Renmin W. Road is also starting to get torn up for the new subway, but nothing like what has been happening for the last twenty-one months on Beijing Road, where subway construction has caused the traffic from the South Train Station to Metro to become a daily still life delerium for commuters, but that’s another story. 

Peddling up past the Wickerbasket at the 2nd Ring Road we get on the Kunming-Guizhou By-Pass (Guizhou is the next province for those of you without a map) and the west side of town is starting to look like the north side–five years ago.

Then over the railroad tracks (I’ll walk them one day taking pictures) and onto the

the 3rd Ring Road, which I think is only a half-donut because it’s up against the mountains and the lake is on the south side of town. Dianchi Lake, China’s 6th largest lake in area, might be 143rd in volume because half of it is agri-chem/industrial run-off and the other half is only chest deep (this clause is not in error and contains a zeugma). You can’t really drown in it because the pollutants give you buoyancy. But all the fish are dead, so it’s still possible to die in it. 

Anyway, the 3rd Ring Road takes you from the end of Renmin W. Road, where you can still see the “Building China Pickaxes and Sledgehammers in Hand” motif sculpted in cement, all the way to your school! On an 1800 Goldwing you could get there in about three minutes. So let’s take three minutes and head north!

This village, as you can see, is just outside the 3rd Ring Road, as also is the Haiyuan Temple, the temple we visited with your folks, which now has a superior first-class view of this elevated highway whizzing by just fifty feet from its front gate!

Note 黑林铺 Heilin Pu–home again!


There’s the rock quarry! The one we used to skirt when making our temple-on-the-mountain trek! This highway takes some of the charm out of the wilderness, a bit like opening a McDonald’s in Shangri-La.

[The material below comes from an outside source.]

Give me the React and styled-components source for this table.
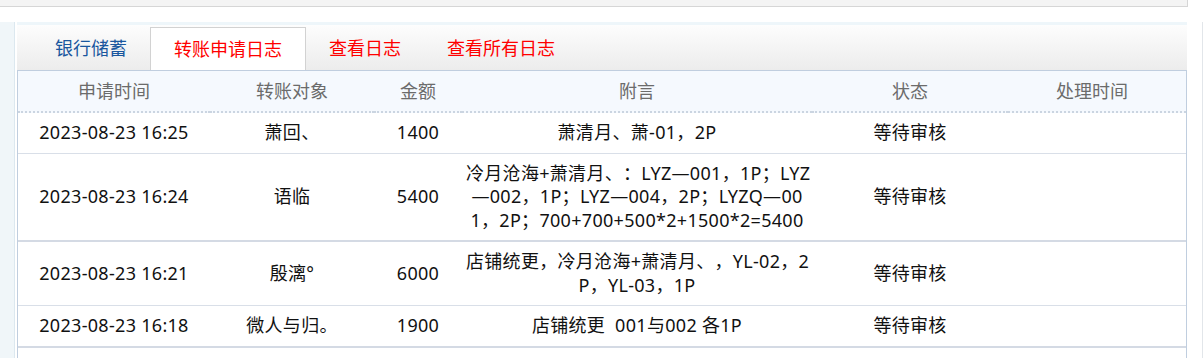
import styled, { createGlobalStyle } from "styled-components";

const GlobalStyle = createGlobalStyle`
  body {
    margin: 0;
    background: #fff;
    font-family: "Noto Sans", "Noto Sans CJK SC", sans-serif;
    text-spacing-trim: space-all;
  }
`;

const Page = styled.div`
  width: 1203px;
`;

const TopStrip = styled.div`
  width: 1187px;
  height: 6px;
  background: #f4f4f4;
  border-bottom: 1px solid #d6d6d6;
  border-right: 1px solid #d6d6d6;
  margin-bottom: 15px;
`;

const Main = styled.div`
  display: flex;
  min-height: 336px;
`;

const Rail = styled.div`
  width: 14px;
  background: #f0f6f9;
  border-right: 1px solid #dce8ef;
  margin-right: 2px;
`;

const Panel = styled.div`
  width: 1170px;
  display: flex;
  flex-direction: column;
`;

const Gutter = styled.div`
  flex: 1;
  border-right: 1px solid #e2e6ea;
`;

const TabBar = styled.div`
  display: flex;
  align-items: flex-end;
  height: 45px;
  padding-left: 15px;
  border-top: 3px solid #eef6fa;
  background: linear-gradient(#fdfdfd, #ececec);
`;

const Tab = styled.div`
  height: ${({ $active }) => ($active ? "42px" : "43px")};
  line-height: 42px;
  padding: 0 23px;
  font-size: 18px;
  white-space: nowrap;
  color: ${({ $tone }) => ($tone === "blue" ? "#1a579e" : "#ff0000")};
  background: ${({ $active }) => ($active ? "#fff" : "transparent")};
  border: ${({ $active }) => ($active ? "1px solid #d2d2d2" : "none")};
  border-bottom: none;
  cursor: pointer;
`;

const TableBox = styled.div`
  flex: 1;
  border: 1px solid #c0cedf;
  border-bottom: none;
`;

const Table = styled.table`
  width: 100%;
  table-layout: fixed;
  border-collapse: separate;
  border-spacing: 0;
  font-size: 18px;
`;

const Th = styled.th`
  padding: 1px ${({ $last }) => ($last ? "14px" : "4px")} 0 4px;
  line-height: 39px;
  font-weight: normal;
  color: #6b6b6b;
  background: #f5f9fe;
  border-bottom: 2px dotted #cbd5e1;
  text-align: center;
`;

const Row = styled.tr`
  td {
    border-bottom: ${({ $thick }) => ($thick ? "2px solid #d4dae4" : "1px solid #d9dfe8")};
  }
`;

const Td = styled.td`
  padding: 8px ${({ $last }) => ($last ? "14px" : "4px")} 8px 4px;
  line-height: 23.5px;
  letter-spacing: 0.3px;
  color: #111;
  text-align: center;
  vertical-align: middle;
`;

const NoteLine = styled.span`
  display: block;
  white-space: nowrap;
`;

const tabs = [
  { label: "银行储蓄", tone: "blue" },
  { label: "转账申请日志", tone: "red", active: true },
  { label: "查看日志", tone: "red" },
  { label: "查看所有日志", tone: "red" },
];

const columns = [
  { title: "申请时间", width: 192 },
  { title: "转账对象", width: 164 },
  { title: "金额", width: 88 },
  { title: "附言", width: 350 },
  { title: "状态", width: 196 },
  { title: "处理时间", width: 178 },
];

const rows = [
  {
    time: "2023-08-23 16:25",
    target: "萧回、",
    amount: 1400,
    note: ["萧清月、萧-01，2P"],
    status: "等待审核",
  },
  {
    time: "2023-08-23 16:24",
    target: "语临",
    amount: 5400,
    note: [
      "冷月沧海+萧清月、：LYZ—001，1P；LYZ",
      "—002，1P；LYZ—004，2P；LYZQ—00",
      "1，2P；700+700+500*2+1500*2=5400",
    ],
    status: "等待审核",
  },
  {
    time: "2023-08-23 16:21",
    target: "殷漓°",
    amount: 6000,
    note: ["店铺统更，冷月沧海+萧清月、，YL-02，2", "P，YL-03，1P"],
    status: "等待审核",
  },
  {
    time: "2023-08-23 16:18",
    target: "微人与归。",
    amount: 1900,
    note: ["店铺统更\u00a0 001与002 各1P"],
    status: "等待审核",
  },
];

const App = () => {
  return (
    <Page>
      <GlobalStyle />
      <TopStrip />
      <Main>
        <Rail />
        <Panel>
          <TabBar>
            {tabs.map((t) => (
              <Tab key={t.label} $tone={t.tone} $active={t.active}>
                {t.label}
              </Tab>
            ))}
          </TabBar>
          <TableBox>
            <Table>
              <colgroup>
                {columns.map((c) => (
                  <col key={c.title} style={{ width: c.width }} />
                ))}
              </colgroup>
              <thead>
                <tr>
                  {columns.map((c, i) => (
                    <Th key={c.title} $last={i === columns.length - 1}>
                      {c.title}
                    </Th>
                  ))}
                </tr>
              </thead>
              <tbody>
                {rows.map((r, i) => (
                  <Row key={r.time} $thick={i % 2 === 1}>
                    <Td>{r.time}</Td>
                    <Td>{r.target}</Td>
                    <Td>{r.amount}</Td>
                    <Td>
                      {r.note.map((line) => (
                        <NoteLine key={line}>{line}</NoteLine>
                      ))}
                    </Td>
                    <Td>{r.status}</Td>
                    <Td $last />
                  </Row>
                ))}
              </tbody>
            </Table>
          </TableBox>
        </Panel>
        <Gutter />
      </Main>
    </Page>
  );
};

export default App;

See the white dome of the college across the street from yours? We’re almost there! Oh, and see those tall 19-story apartment buildings? Well, there are 16 of them and they’re sitting right on top of the village we used to visit (below).

I have no idea what their going to build on the other side of the street where we used to sit in that covered gazebo talking to nannies and toddlers; maybe you can figure it out by the lay of the rubble.

The entire village is gone, and the new apartments extend all the way back to where that marijuana patch was on the edge of that big field. The field is still there, but barren, as prep-work is being done to transform it.

Home again.

Home was five floors above that white car. The wall that students used to jump over to escape school supervision is now gone, along with your view, having been replaced by a new housing unit! Let’s walk around to the other side and see…

another housing unit (left) that has been built to replace that smelly little toxic lead-paint manufacturing operation next door–how’d they ever get into your school? Up to your door on the fifth floor…

and look out over the track and field where the Cappa-Weara Guy from Australia played football with the students.

Yes! They put a building on the football field and left the track.

实训楼 “Hands-On Training Lab” means “no more football.”

The house of shattered dreams! After all the research and gathering of materials in America for a dream English Center, just broken promises.

Hey, they’ve got a soaring dragon, too!

To the front gate…

and out on the street–which is now a four-lane road–no more bumps and sawed off tree stumps sticking up out of the pavement (like the one I hit with my foot when riding my bike at midnight–luckily I was wearing low-top boots instead of shoes). And I don’t know how they took that one turn out of the road, but they did, so that it’s now a straight shot all the way to the interchange, which the 1800 Goldwing could do in about 30 seconds if you got everybody off the street.

Look right…

turn left…

past the bridge (which is now a gentle rise just before this intersection)…

stop for noodles…

and finally, Salvadore’s! Coffee, anyone?